● BRIEF:
Copy out all the lines where "index" shows up.

● DATA:
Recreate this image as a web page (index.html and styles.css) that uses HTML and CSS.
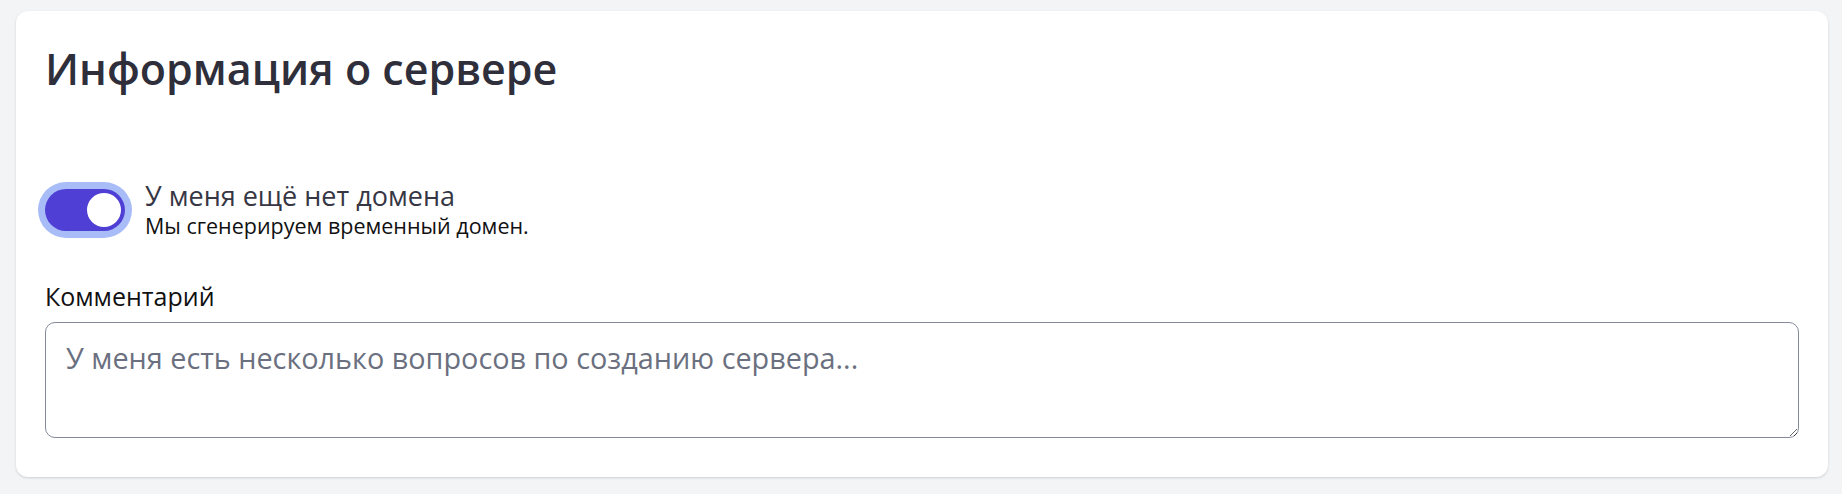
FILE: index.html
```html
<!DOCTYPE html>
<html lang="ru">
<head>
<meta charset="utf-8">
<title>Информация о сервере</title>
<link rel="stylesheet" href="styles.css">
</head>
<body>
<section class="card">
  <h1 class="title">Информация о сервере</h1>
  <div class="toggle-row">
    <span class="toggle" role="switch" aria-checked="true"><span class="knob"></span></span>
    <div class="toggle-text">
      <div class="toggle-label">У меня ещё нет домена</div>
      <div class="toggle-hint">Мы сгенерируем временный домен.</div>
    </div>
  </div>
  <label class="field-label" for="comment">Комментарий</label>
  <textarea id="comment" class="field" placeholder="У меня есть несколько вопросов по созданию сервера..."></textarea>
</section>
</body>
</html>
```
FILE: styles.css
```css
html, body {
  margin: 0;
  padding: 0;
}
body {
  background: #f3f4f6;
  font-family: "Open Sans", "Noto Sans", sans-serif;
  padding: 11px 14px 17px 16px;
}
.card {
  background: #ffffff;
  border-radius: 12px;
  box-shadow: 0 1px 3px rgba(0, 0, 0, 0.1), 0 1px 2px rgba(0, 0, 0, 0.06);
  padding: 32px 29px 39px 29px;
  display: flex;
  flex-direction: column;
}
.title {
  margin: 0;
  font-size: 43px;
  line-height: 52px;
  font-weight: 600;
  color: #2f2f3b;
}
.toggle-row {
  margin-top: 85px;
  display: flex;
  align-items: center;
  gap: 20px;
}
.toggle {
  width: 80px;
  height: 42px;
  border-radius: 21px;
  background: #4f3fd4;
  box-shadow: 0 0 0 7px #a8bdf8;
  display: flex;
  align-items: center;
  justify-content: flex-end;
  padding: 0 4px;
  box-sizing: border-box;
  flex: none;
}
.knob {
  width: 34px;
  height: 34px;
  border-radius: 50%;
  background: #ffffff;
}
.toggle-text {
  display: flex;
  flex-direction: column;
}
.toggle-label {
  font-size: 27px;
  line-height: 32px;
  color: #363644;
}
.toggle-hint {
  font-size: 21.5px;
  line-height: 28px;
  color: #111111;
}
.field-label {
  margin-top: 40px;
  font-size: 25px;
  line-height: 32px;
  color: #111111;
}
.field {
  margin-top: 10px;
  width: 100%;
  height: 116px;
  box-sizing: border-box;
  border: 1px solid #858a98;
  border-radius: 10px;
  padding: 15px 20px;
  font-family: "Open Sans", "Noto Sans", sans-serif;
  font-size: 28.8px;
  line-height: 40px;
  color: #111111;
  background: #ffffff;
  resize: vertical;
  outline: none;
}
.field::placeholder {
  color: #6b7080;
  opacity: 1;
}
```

● SOLUTION TO THIS TASK:
Recreate this image as a web page (index.html and styles.css) that uses HTML and CSS.
FILE: index.html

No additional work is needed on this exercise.